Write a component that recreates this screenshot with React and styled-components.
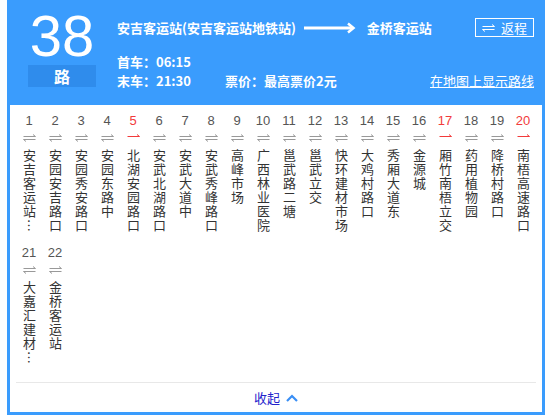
import React from 'react';
import styled, { createGlobalStyle } from 'styled-components';

const GlobalStyle = createGlobalStyle`
  body {
    margin: 0;
    background: #fff;
    font-family: "Liberation Sans", "Noto Sans CJK SC", sans-serif;
  }
`;

const BLUE = '#3a9cfd';
const RED = '#f23b3b';

const Panel = styled.div`
  margin-left: 7px;
  width: 532px;
  border: 3px solid ${BLUE};
  border-top: 0;
  background: #fff;
`;

const Header = styled.div`
  height: 105px;
  box-sizing: border-box;
  background: ${BLUE};
  display: flex;
  align-items: flex-start;
  padding: 7px 8px 0 18px;
  color: #fff;
`;

const NumberBlock = styled.div`
  width: 68px;
  display: flex;
  flex-direction: column;
  align-items: center;
`;

const BigNum = styled.div`
  font-family: "Liberation Sans", sans-serif;
  font-size: 58px;
  line-height: 58px;
  height: 58px;
`;

const RoadTag = styled.div`
  width: 68px;
  height: 22px;
  line-height: 22px;
  text-align: center;
  background: #2f8cec;
  font-family: "Noto Sans CJK SC", sans-serif;
  font-size: 16px;
  font-weight: 700;
`;

const Info = styled.div`
  flex: 1;
  margin-left: 21px;
  padding-top: 10px;
  font-family: "Noto Sans CJK SC", sans-serif;
  font-size: 13px;
`;

const TitleRow = styled.div`
  display: flex;
  align-items: center;
  height: 20px;
  margin-bottom: 15px;
`;

const Station = styled.span`
  font-weight: 700;
  white-space: nowrap;
`;

const LongArrow = styled.svg`
  margin: 2px 11px 0 8px;
  flex: none;
`;

const Spacer = styled.div`
  flex: 1;
`;

const ReturnButton = styled.div`
  display: flex;
  align-items: center;
  gap: 6px;
  height: 19px;
  margin-top: 1px;
  padding: 0 6px;
  border: 1px solid #fff;
  box-sizing: border-box;
  line-height: 17px;
`;

const TimeRow = styled.div`
  display: flex;
  align-items: center;
  height: 19px;
  line-height: 19px;
`;

const TimeText = styled.span`
  font-weight: 700;
  width: 108px;
  white-space: nowrap;
`;

const MapLink = styled.a`
  color: #fff;
  text-decoration: underline;
  cursor: pointer;
`;

const Stops = styled.div`
  display: grid;
  grid-template-columns: repeat(20, 26px);
  grid-auto-rows: 132px;
  padding: 8px 6px 0;
`;

const Stop = styled.div`
  display: flex;
  flex-direction: column;
  align-items: center;
`;

const StopNum = styled.div`
  height: 16px;
  line-height: 16px;
  font-size: 13px;
  color: ${p => (p.$hot ? RED : '#555')};
`;

const StopArrow = styled.svg`
  margin-top: 5px;
  display: block;
`;

const StopName = styled.div`
  margin-top: 7px;
  writing-mode: vertical-rl;
  font-family: "Noto Sans CJK SC", sans-serif;
  font-size: 13px;
  line-height: 16px;
  letter-spacing: 1px;
  color: #333;
`;

const Divider = styled.div`
  margin: 5px 6px 0;
  height: 1px;
  background: #e8e8e8;
`;

const Footer = styled.div`
  height: 29px;
  display: flex;
  align-items: center;
  justify-content: center;
  gap: 6px;
  font-family: "Noto Sans CJK SC", sans-serif;
  font-size: 13px;
  color: #2424cc;
  cursor: pointer;
`;

const stops = [
  '安吉客运站(安吉客运站地铁站)', '安园安吉路口', '安园秀安路口', '安园东路中', '北湖安园路口',
  '安武北湖路口', '安武大道中', '安武秀峰路口', '高峰市场', '广西林业医院',
  '邕武路二塘', '邕武立交', '快环建材市场', '大鸡村路口', '秀厢大道东',
  '金源城', '厢竹南梧立交', '药用植物园', '降桥村路口', '南梧高速路口',
  '大嘉汇建材市场', '金桥客运站',
];
const oneWay = [5, 17, 20];

const Harpoons = ({ color }) => (
  <svg width="13" height="8" viewBox="0 0 13 8">
    <path d="M0.5 2.5H12.5L10 0.5" fill="none" stroke={color} strokeWidth="1" />
    <path d="M12.5 5.5H0.5L3 7.5" fill="none" stroke={color} strokeWidth="1" />
  </svg>
);

const StopIcon = ({ hot }) => (
  <StopArrow width="13" height="8" viewBox="0 0 13 8">
    {hot ? (
      <path d="M0.5 2.5H12.5L10 0.5" fill="none" stroke={RED} strokeWidth="1" />
    ) : (
      <>
        <path d="M0.5 2.5H12.5L10 0.5" fill="none" stroke="#999" strokeWidth="1" />
        <path d="M12.5 5.5H0.5L3 7.5" fill="none" stroke="#999" strokeWidth="1" />
      </>
    )}
  </StopArrow>
);

// long names keep five characters and a vertical ellipsis
const shortName = (name) => {
  const chars = Array.from(name);
  return chars.length > 6 ? chars.slice(0, 5).join('') + '…' : name;
};

const App = () => (
  <>
    <GlobalStyle />
    <Panel>
      <Header>
        <NumberBlock>
          <BigNum>38</BigNum>
          <RoadTag>路</RoadTag>
        </NumberBlock>
        <Info>
          <TitleRow>
            <Station>安吉客运站(安吉客运站地铁站)</Station>
            <LongArrow width="52" height="12" viewBox="0 0 52 12">
              <path d="M0 6H49" stroke="#fff" strokeWidth="3" />
              <path d="M44 1.5L49.5 6L44 10.5" fill="none" stroke="#fff" strokeWidth="2.5" />
            </LongArrow>
            <Station>金桥客运站</Station>
            <Spacer />
            <ReturnButton>
              <Harpoons color="#fff" />
              返程
            </ReturnButton>
          </TitleRow>
          <TimeRow>
            <TimeText>首车：06:15</TimeText>
          </TimeRow>
          <TimeRow>
            <TimeText>末车：21:30</TimeText>
            <TimeText>票价：最高票价2元</TimeText>
            <Spacer />
            <MapLink>在地图上显示路线</MapLink>
          </TimeRow>
        </Info>
      </Header>

      <Stops>
        {stops.map((name, i) => {
          const n = i + 1;
          const hot = oneWay.includes(n);
          return (
            <Stop key={n}>
              <StopNum $hot={hot}>{n}</StopNum>
              <StopIcon hot={hot} />
              <StopName>{shortName(name)}</StopName>
            </Stop>
          );
        })}
      </Stops>

      <Divider />
      <Footer>
        收起
        <svg width="12" height="8" viewBox="0 0 12 8">
          <path d="M1 7L6 2L11 7" fill="none" stroke="#3a8ff5" strokeWidth="2.2" />
        </svg>
      </Footer>
    </Panel>
  </>
);

export default App;
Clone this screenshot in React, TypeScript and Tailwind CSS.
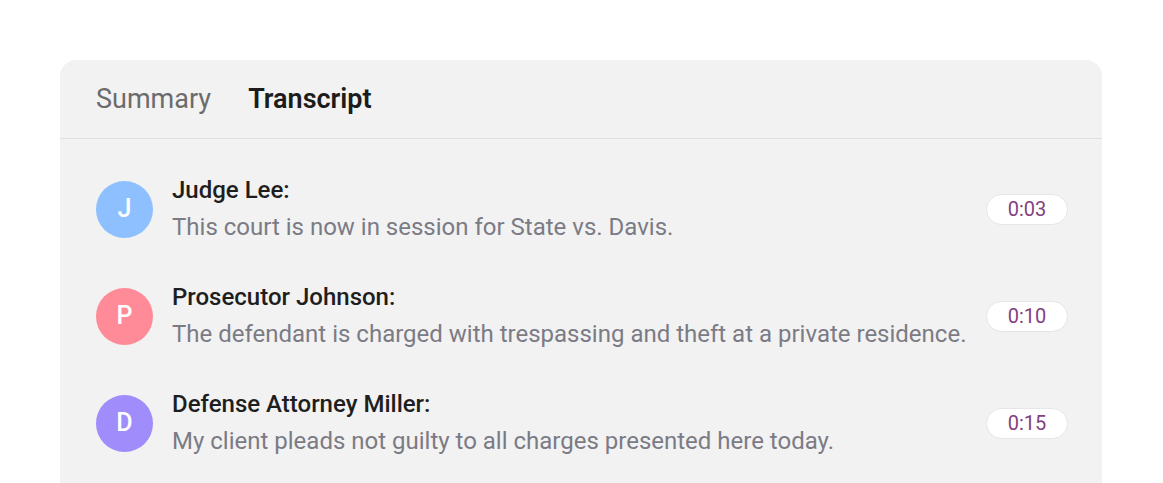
import React from "react";

const rows = [
  { initial: "J", color: "bg-[#8ec0ff]", name: "Judge Lee:", text: "This court is now in session for State vs. Davis.", time: "0:03" },
  { initial: "P", color: "bg-[#ff8b98]", name: "Prosecutor Johnson:", text: "The defendant is charged with trespassing and theft at a private residence.", time: "0:10" },
  { initial: "D", color: "bg-[#a08cfa]", name: "Defense Attorney Miller:", text: "My client pleads not guilty to all charges presented here today.", time: "0:15" },
];

export default function App() {
  return (
    <div className="w-[1163px] h-[483px] bg-white overflow-hidden pt-[60px] pl-[60px]" style={{ fontFamily: "Roboto, 'Noto Sans', sans-serif" }}>
      <div className="w-[1042px] h-[460px] bg-[#f2f2f2] rounded-t-[16px]">
        <div className="h-[79px] border-b border-[#e0e0e0] flex items-center gap-[37px] pl-[36px]">
          <span className="text-[27px] text-[#6b6b6b]">Summary</span>
          <span className="text-[27px] font-semibold text-[#1c1c1c]">Transcript</span>
        </div>
        <div className="flex flex-col gap-[41px] pt-[37px] pl-[36px] pr-[34px]">
          {rows.map((r) => (
            <div key={r.initial} className="flex items-center">
              <div className={`w-[57px] h-[57px] rounded-full ${r.color} flex items-center justify-center text-white text-[25px] font-medium shrink-0`}>
                {r.initial}
              </div>
              <div className="flex flex-col gap-[8px] ml-[19px] flex-1">
                <div className="text-[24px] leading-[28px] font-medium text-[#1e1e1e]">{r.name}</div>
                <div className="text-[24px] leading-[30px] text-[#7b7b85]">{r.text}</div>
              </div>
              <div className="w-[82px] h-[31px] rounded-full bg-white border border-[#e6e6e6] flex items-center justify-center text-[20px] text-[#833f80] shrink-0">
                {r.time}
              </div>
            </div>
          ))}
        </div>
      </div>
    </div>
  );
}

⁂

(WORK TO BE COMPLETED):
Starting at the top of the listing above, reproduce each line up to and including the one with "const RED = '#f23b3b';"; omit the pictures.

(EXPECTED ANSWER):
Write a component that recreates this screenshot with React and styled-components.
import React from 'react';
import styled, { createGlobalStyle } from 'styled-components';

const GlobalStyle = createGlobalStyle`
  body {
    margin: 0;
    background: #fff;
    font-family: "Liberation Sans", "Noto Sans CJK SC", sans-serif;
  }
`;

const BLUE = '#3a9cfd';
const RED = '#f23b3b';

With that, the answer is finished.